Second choix – il remplaçait René Pape, initialement annoncé, pour l’ensemble des représentations –, Michele Pertusi manque, lui aussi, de majesté, en Filippo II, dont l’usure des moyens, dès longtemps asséchés et grisonnants, ponctue une ligne sentie d’accents parfois prosaïques. Mais qui peut, dans ce rôle, assurer la relève, alors qu’Ildar Abdrazakov, en affichant noir sur blanc son soutien à la candidature de Vladimir Poutine à sa propre succession, vient de signer la fin – temporaire ? – de sa carrière internationale ? Et le contraste est assez cruel avec Jongmin Park, dont la basse éclatante n’atteint certes pas les abysses du Grand Inquisiteur.

Si Ludovic Tézier n’existait pas, Luca Salsi, qui occupe seul, en Italie – faute de mieux ? –, le premier rang des barytons Verdi, serait le Posa le plus digne du lieu et de l’enjeu. Ce qui ne l’absout en rien, au premier acte comme dans sa « Mort », de sons mats, voire étouffés, et à l’intonation trop basse, comme, plus généralement, d’un défaut de noblesse – décidément récurrent sur ce plateau. Quant à ses tentatives, trop ostentatoires pour être passées sous silence, de battre les trilles de sa « Romance » du I, elles seront, à chaque fois, vaines.

Francesco Meli, enfin, achoppe sur le rôle-titre. Tiré, poussé, instable, en surpression quasiment permanente, son ténor autrefois lyrique ne peut plus offrir que des détimbrages en guise de nuances, s’épuise dans le trio du II, et rate d’un bon demi-ton le si bécarre de l’autodafé, d’ailleurs plus étranglé que bémol. La supposée faiblesse de caractère de l’Infant ne saurait justifier un tel naufrage…

Il faut se consoler avec la fosse, où Riccardo Chailly atteint une forme d’évidence. Qui ne tient pas à un sens dramatique peu stimulé par un spectacle d’un autre âge : costumes censément d’époque, signés Franca Squarciapino, somptueux dans leur dominante noire, contrastée par les fraises immaculées arborées à la cour ; et décors créant l’illusion, principalement grâce au retable exhibé, durant l’autodafé, d’abord sur son envers, avant de révéler ses ors sculptés, d’un faste à l’ancienne, quoique, en réalité, plutôt minimalistes, puisque limités, quelques rares pièces de mobilier exceptées, à des grilles ouvragées et à une tour d’albâtre, dont Lluis Pasqual ne semble, malheureusement, pas avoir cherché à exploiter les potentialités offertes par des parois translucides – en y projetant, par exemple, dans ce contexte étouffé sous le joug du pouvoir religieux et de sa surveillance sans merci, des ombres menaçantes.

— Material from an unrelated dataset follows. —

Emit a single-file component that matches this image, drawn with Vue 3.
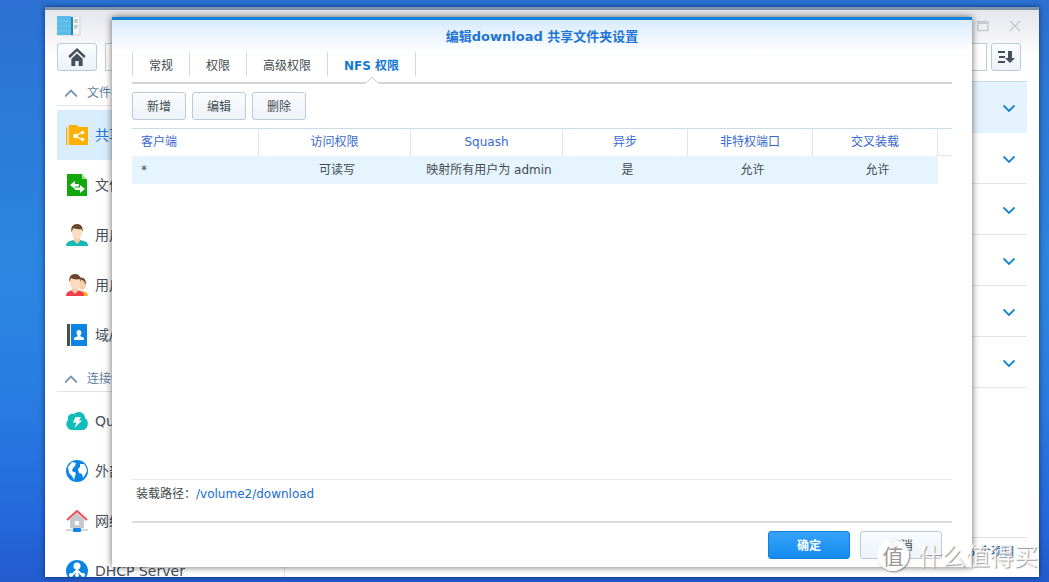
<script setup>
const shares = [
  { name: 'download', open: true },
  { name: 'homes' },
  { name: 'music' },
  { name: 'photo' },
  { name: 'video' },
  { name: 'web' },
]
const fileItems = [
  { icon: 'share', label: '共享文件夹', active: true },
  { icon: 'file', label: '文件服务' },
  { icon: 'user', label: '用户账号' },
  { icon: 'group', label: '用户群组' },
  { icon: 'domain', label: '域/LDAP' },
]
const linkItems = [
  { icon: 'cloud', label: 'QuickConnect' },
  { icon: 'globe', label: '外部访问' },
  { icon: 'network', label: '网络' },
  { icon: 'dhcp', label: 'DHCP Server' },
]
const groups = [
  { title: '文件共享', items: fileItems },
  { title: '连接性', items: linkItems },
]
const tabs = ['常规', '权限', '高级权限', 'NFS 权限']
const actions = ['新增', '编辑', '删除']
const heads = ['客户端', '访问权限', 'Squash', '异步', '非特权端口', '交叉装载']
const row = ['*', '可读写', '映射所有用户为 admin', '是', '允许', '允许']
</script>

<template>
  <div class="desktop">
    <section class="window">
      <header class="titlebar">
        <svg class="app-icon" viewBox="0 0 24 20">
          <rect width="24" height="20" fill="#dfe3e8" />
          <rect width="14" height="19" fill="#59bce8" />
          <path d="M0 5h14M0 10h14M0 15h14" stroke="#6cc6ee" />
          <rect x="14" y="1" width="2" height="18" fill="#2f7fae" />
          <rect x="16" y="1" width="6" height="17" fill="#f4f6f7" />
          <path d="M17 4h4M17 10h4" stroke="#5aa9d4" />
          <path d="M17 6h4M17 12h3" stroke="#b3b24d" />
        </svg>
        <div class="win-buttons">
          <button type="button" aria-label="最大化">
            <svg viewBox="0 0 12 12"><path d="M1 1.500h10v9H1z" fill="none" stroke="#c9cacd" stroke-width="1.500" /><path d="M1 3h10" stroke="#c9cacd" stroke-width="2" /></svg>
          </button>
          <button type="button" aria-label="关闭">
            <svg viewBox="0 0 12 12"><path d="M1 1l10 10M11 1L1 11" stroke="#c9cacd" stroke-width="1.500" /></svg>
          </button>
        </div>
      </header>

      <div class="toolbar">
        <button type="button" class="btn home" aria-label="主页">
          <svg viewBox="0 0 16 16">
            <path d="M1 8l7-6.500L15 8" fill="none" stroke="#464f5a" stroke-width="2.200" />
            <path d="M3 9.500l5-4.600 5 4.600V16H9.500v-4.500h-3V16H3z" fill="#464f5a" />
          </svg>
        </button>
        <input class="search" type="text" aria-label="搜索" />
        <input class="filter" type="text" aria-label="筛选" />
        <button type="button" class="btn sort" aria-label="排序">
          <svg viewBox="0 0 18 14">
            <path d="M1 2h7M2 7h6M1 12h7" stroke="#464f5a" stroke-width="2" />
            <path d="M11 1h4v7h3l-5 5-5-5h3z" fill="#464f5a" />
          </svg>
        </button>
      </div>

      <div class="body">
        <nav class="sidebar">
          <template v-for="g in groups" :key="g.title">
            <button type="button" class="group">
              <svg viewBox="0 0 12 8"><path d="M0 7.500l6-6 6 6" fill="none" stroke="#7591ac" stroke-width="1.800" /></svg>
              {{ g.title }}
            </button>
            <a v-for="it in g.items" :key="it.label" href="#" class="item" :class="{ active: it.active }">
              <svg viewBox="0 0 22 22">
                <g v-if="it.icon === 'share'">
                  <path d="M.7 3.500v17.500" fill="none" stroke="#ffb000" stroke-width="1.400" />
                  <path d="M2.800 1h8l2 2H22v18H2.800z" fill="#ffb000" />
                  <path d="M16.500 8.500L9 12l7.500 3.500" fill="none" stroke="#fff" stroke-width="1.300" />
                  <circle cx="9.500" cy="12" r="2.300" fill="#fff" /><circle cx="16.500" cy="8.500" r="1.700" fill="#fff" /><circle cx="16.500" cy="15.500" r="1.700" fill="#fff" />
                </g>
                <g v-else-if="it.icon === 'file'">
                  <path d="M1 0h14.500L21 5.500V22H1z" fill="#13a80b" /><path d="M16 .5v4.500h4.500" fill="#a9dfa3" />
                  <path d="M4 11l5-4v3h4v2.400H9V15z" fill="#fff" /><path d="M19 15l-5-4v2.600H9V16h5v3z" fill="#fff" />
                </g>
                <g v-else-if="it.icon === 'user'">
                  <path d="M0 22c0-4 3-5 8-6h6c5 1 8 2 8 6z" fill="#14b8b5" />
                  <path d="M8 12h6v5l-3 3-3-3z" fill="#efc8a5" />
                  <ellipse cx="11" cy="8.500" rx="5" ry="7" fill="#fbdcbf" />
                  <path d="M5.500 8C4.500 3 7 0 11 0s6.500 3 5.500 8L15.500 5c-3 .5-6 0-8-1z" fill="#69452b" />
                </g>
                <g v-else-if="it.icon === 'group'">
                  <path d="M14 22h8c0-3-2-4-5-5z" fill="#f7b023" />
                  <ellipse cx="16" cy="10" rx="4" ry="6" fill="#f7cfab" />
                  <path d="M12 4c5-2 9 1 7.500 7L18 7z" fill="#69452b" />
                  <path d="M0 22c0-4 3-5 7-6h4c5 1 7 2 7 6z" fill="#ee3e4b" />
                  <path d="M6 12h6v5l-3 3-3-3z" fill="#efc8a5" />
                  <ellipse cx="9" cy="8.500" rx="5" ry="7" fill="#fbdcbf" />
                  <path d="M3.500 8C2.500 3 5 0 9 0s6.500 3 5.500 8L13.500 5C10 6 7 5 5 4z" fill="#69452b" />
                </g>
                <g v-else-if="it.icon === 'domain'">
                  <path d="M1 0h3v22H1z" fill="#454f5c" /><path d="M5 0h16v22H5z" fill="#0b84e4" />
                  <path d="M8 16v-2c1-1 3-1 4-2-2-2-2-6 1-6s3 4 1 6c1 1 3 1 4 2v2z" fill="#fff" />
                </g>
                <g v-else-if="it.icon === 'cloud'">
                  <path d="M5.500 20a6 6 0 0 1-3.500-10C1 5 5 3 8 4c4-4 11-2 11 4 4 2 4 10-1.500 12z" fill="#10bdb9" />
                  <path d="M9.500 7H15l-2 3.500h3L8.500 18l2-5.500H7z" fill="#fff" />
                </g>
                <g v-else-if="it.icon === 'globe'">
                  <circle cx="11" cy="11" r="11" fill="#0b84e4" />
                  <path d="M2 7l4-5 4 1-1 3-2 2-1 3 4 2-1 3-1 4-2-4-3-3zM14 4l4 0 2 3 1 4-2 4-2 3-1-4-3-1-1-4 2-2z" fill="#fff" />
                </g>
                <g v-else-if="it.icon === 'network'">
                  <path d="M4 9l7-6 7 6v9H4z" fill="#c4c9cf" /><path d="M1 10l10-9 10 9" fill="none" stroke="#ee4d58" stroke-width="2" />
                  <rect x="9" y="11" width="4" height="4" fill="#fff" /><path d="M0 20h22" stroke="#a7aeb6" stroke-width="1" /><rect x="7" y="18" width="8" height="4" rx="1" fill="#0b84e4" />
                </g>
                <g v-else>
                  <circle cx="11" cy="11" r="11" fill="#0b84e4" />
                  <circle cx="11" cy="6" r="3.500" fill="#fff" /><path d="M11 9v6M11 10l-5 5M11 10l5 5" stroke="#fff" stroke-width="2" />
                  <circle cx="5" cy="15" r="2" fill="#fff" /><circle cx="11" cy="15" r="2" fill="#fff" /><circle cx="17" cy="15" r="2" fill="#fff" />
                </g>
              </svg>
              <span>{{ it.label }}</span>
            </a>
          </template>
        </nav>
        <main class="content">
          <ul class="shares">
            <li v-for="s in shares" :key="s.name" :class="{ open: s.open }">
              <span>{{ s.name }}</span>
              <button type="button" :aria-label="s.name">
                <svg viewBox="0 0 12 8"><path d="M.5 1.500L6 7l5.500-5.500" fill="none" stroke="#1483d2" stroke-width="1.800" /></svg>
              </button>
            </li>
          </ul>
          <footer class="count"><span>6 个项目</span></footer>
        </main>
      </div>
    </section>

    <section class="dialog" role="dialog" aria-labelledby="dialog-title">
      <h1 id="dialog-title">编辑download 共享文件夹设置</h1>
      <div class="tabs" role="tablist">
        <button v-for="(t, i) in tabs" :key="t" type="button" role="tab" :class="{ active: i === 3 }" :aria-selected="i === 3">
          {{ t }}
          <svg v-if="i === 3" class="notch" viewBox="0 0 16 8"><path d="M0 7h2l6-6 6 6h2v1H0z" fill="#fff" /><path d="M0 7h2l6-6 6 6h2" fill="none" stroke="#c9ccd0" /></svg>
        </button>
      </div>
      <div class="actions">
        <button v-for="a in actions" :key="a" type="button" class="btn">{{ a }}</button>
      </div>
      <div class="grid">
        <table>
          <colgroup>
            <col class="c1" /><col class="c2" /><col class="c2" /><col class="c3" /><col class="c3" /><col class="c3" /><col class="c4" />
          </colgroup>
          <thead>
            <tr><th v-for="h in heads" :key="h" scope="col">{{ h }}</th><td></td></tr>
          </thead>
          <tbody>
            <tr><td v-for="(c, i) in row" :key="i">{{ c }}</td><td></td></tr>
          </tbody>
        </table>
      </div>
      <p class="path">装载路径：<a href="#">/volume2/download</a></p>
      <footer class="buttons">
        <button type="button" class="btn primary">确定</button>
        <button type="button" class="btn">取消</button>
      </footer>
    </section>

    <div class="watermark"><span class="seal">值</span><span>什么值得买</span></div>
  </div>
</template>

<style>
body {
  margin: 0;
}
</style>

<style scoped>
* {
  box-sizing: border-box;
}
.desktop {
  position: relative;
  height: 100vh;
  overflow: hidden;
  padding: 7px 10px 5px 45px;
  background: linear-gradient(#2b70d2, #2c86e0 45%, #2a7fe2 65%, #2468dc 90%, #225bcb);
  color: #424c4f;
  font: 12px/20px "DejaVu Sans", "Noto Sans CJK SC", sans-serif;
}
button,
input {
  font: inherit;
  color: inherit;
  margin: 0;
}
button {
  padding: 0;
  border: 0;
  background: none;
}
svg {
  display: block;
}
a {
  text-decoration: none;
  color: #176dd0;
}
.btn {
  height: 28px;
  padding-top: 2px;
  border: 1px solid #bccad8;
  border-radius: 3px;
  background: linear-gradient(#fafcfe, #edf3fa);
}
.window {
  display: flex;
  flex-direction: column;
  height: 100%;
  overflow: hidden;
  border-top: 3px solid #7c93ac;
  background: linear-gradient(#e5e6ec, #fff 48px);
  box-shadow: 0 0 5px rgba(0, 20, 70, 0.7);
}
.titlebar {
  display: flex;
  flex: none;
  justify-content: space-between;
  height: 33px;
  padding: 6px 18px 0 12px;
}
.app-icon {
  width: 24px;
  height: 20px;
}
.win-buttons {
  display: flex;
  gap: 20px;
  height: 20px;
  align-items: center;
}
.win-buttons svg {
  width: 12px;
  height: 12px;
}
.toolbar {
  display: flex;
  flex: none;
  padding: 0 18px 0 12px;
}
.home {
  width: 40px;
  margin-right: 8px;
}
.toolbar .btn {
  padding-top: 0;
}
.home svg {
  width: 18px;
  height: 18px;
  margin: 0 auto;
}
.toolbar input {
  height: 28px;
  border: 1px solid #c3cad1;
  background: #fff;
}
.search {
  width: 168px;
  margin-right: 24px;
}
.filter {
  flex: 1;
  min-width: 0;
  margin-right: 4px;
}
.sort {
  width: 30px;
}
.sort svg {
  width: 18px;
  height: 14px;
  margin: 0 auto;
}
.body {
  display: flex;
  flex: 1;
  min-height: 0;
}
.sidebar {
  display: flex;
  flex-direction: column;
  width: 240px;
  padding: 3px 12px 0;
  border-right: 1px solid #dfe3e6;
}
.group {
  display: flex;
  flex: none;
  align-items: center;
  gap: 10px;
  height: 32px;
  margin-bottom: 4px;
  padding: 6px 0 0 8px;
  border-bottom: 1px solid #dfe5ea;
  color: #5e7f9e;
}
.group svg {
  width: 12px;
  height: 8px;
}
.item {
  display: flex;
  flex: none;
  align-items: center;
  gap: 7px;
  height: 50px;
  padding-left: 9px;
  color: #464f5a;
  font-size: 14px;
}
.item svg {
  width: 22px;
  height: 22px;
}
.item.active {
  background: #d9edfd;
  color: #2272d8;
}
.content {
  display: flex;
  flex: 1;
  flex-direction: column;
  justify-content: space-between;
  min-width: 0;
  padding: 10px 12px 9px 16px;
}
.shares {
  margin: 0;
  padding: 0;
  border-top: 1px solid #cddfea;
  list-style: none;
}
.shares li {
  display: flex;
  align-items: center;
  justify-content: space-between;
  height: 51px;
  padding: 2px 12px 0;
  border-bottom: 1px solid #e2e5e9;
}
.shares .open {
  border-color: #e4f3fe;
  background: #e4f3fe;
}
.shares svg {
  width: 12px;
  height: 8px;
}
.count {
  padding: 4px 12px 6px 0;
  border-top: 1px solid #dfe3e6;
  color: #075ba8;
  text-align: right;
}
.dialog {
  position: absolute;
  inset: 17px 77px 15px 112px;
  display: flex;
  flex-direction: column;
  padding: 0 20px;
  border-top: 3px solid #0f82da;
  background: linear-gradient(#d8ebfd, #fff 32px);
  box-shadow: 0 0 7px rgba(0, 0, 0, 0.6);
}
h1 {
  margin: 7px 0 5px;
  color: #1d74d4;
  font-size: 13px;
  line-height: 20px;
  font-weight: bold;
  text-align: center;
}
.tabs {
  display: flex;
  flex: none;
  height: 32px;
  padding-bottom: 6px;
  border-bottom: 2px solid #d2d4d6;
}
.tabs button {
  position: relative;
  padding: 3px 16px 0;
  border-right: 1px solid #d3d8dd;
}
.tabs button:first-child {
  border-left: 1px solid #d3d8dd;
}
.tabs .active {
  color: #1278d6;
  font-weight: bold;
}
.notch {
  position: absolute;
  left: 50%;
  bottom: -8px;
  width: 16px;
  height: 8px;
  margin-left: -8px;
}
.actions {
  display: flex;
  gap: 6px;
  padding: 8px 0;
}
.actions .btn {
  width: 54px;
}
.grid {
  flex: 1;
  min-height: 0;
  border-bottom: 1px solid #e6e8ea;
}
table {
  width: 100%;
  table-layout: fixed;
  border-collapse: separate;
  border-spacing: 0;
}
.c2 {
  width: 152px;
}
.c3 {
  width: 125px;
}
.c1 {
  width: 127px;
}
.c4 {
  width: 14px;
}
th,
td {
  height: 28px;
  padding: 0 4px;
  text-align: center;
  white-space: nowrap;
}
th {
  padding-bottom: 1px;
  border-right: 1px solid #dce6ee;
  color: #3869cf;
  font-weight: normal;
}
thead th,
thead td {
  border-top: 1px solid #ccdbe6;
}
thead td {
  border-bottom: 1px solid #e2e6ea;
}
tbody td {
  background: #e6f4fe;
}
tbody td:last-child {
  background: #fff;
}
tr > :first-child {
  padding-left: 9px;
  text-align: left;
}
tbody td:not(:first-child) {
  padding-left: 8px;
}
.path {
  margin: 0;
  padding: 4px 4px 17px;
}
.buttons {
  display: flex;
  justify-content: flex-end;
  gap: 10px;
  padding: 8px 10px;
  border-top: 2px solid #dcdddd;
}
.buttons .btn {
  width: 82px;
}
.buttons .primary {
  border-color: #1281da;
  background: linear-gradient(#35a2fa, #148cee);
  color: #fff;
  font-weight: bold;
}
.watermark {
  position: absolute;
  right: 11px;
  bottom: 10px;
  display: flex;
  align-items: center;
  gap: 9px;
  color: rgba(255, 255, 255, 0.9);
  font-family: "Noto Sans CJK SC", sans-serif;
  font-size: 24px;
  line-height: 34px;
  text-shadow: 1px 1px 1px #999;
  pointer-events: none;
}
.seal {
  width: 32px;
  height: 32px;
  border-radius: 50%;
  background: rgba(255, 255, 255, 0.9);
  box-shadow: 1px 1px 2px #888;
  color: #999;
  font-size: 21px;
  line-height: 32px;
  text-align: center;
  text-shadow: none;
}
</style>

Pourquoi pas des tableaux, grandioses ou intimistes, pourvu qu’ils soient vivants ? Mais aucun, dans leur succession, probablement flatteuse pour l’œil des nostalgiques invétérés de ce temps, supposément béni, où le metteur en scène n’imposait pas sa loi au théâtre lyrique, ne s’élève au-dessus du degré zéro de la direction d’acteurs, entre poses mélodramatiques, vraisemblablement laissées à la discrétion de chacun – les mines et attitudes d’Anna Netrebko en témoignent –, et ensembles désespérément figés.

Plutôt que du drame, donc, c’est bel et bien de l’authenticité des couleurs, tour à tour sombres et flamboyantes, et des phrasés, porteurs d’un souffle tragique, de l’orchestre du Teatro alla Scala, suprêmement épanoui dans les lenteurs jamais alanguies de la battue de son directeur musical, qu’émane l’évidence de cette interprétation. Non pas la démonstration d’une autorité impérieuse, mais une communion, entre une baguette et sa phalange, l’une et l’autre illustres, dans la force expressive de la partition.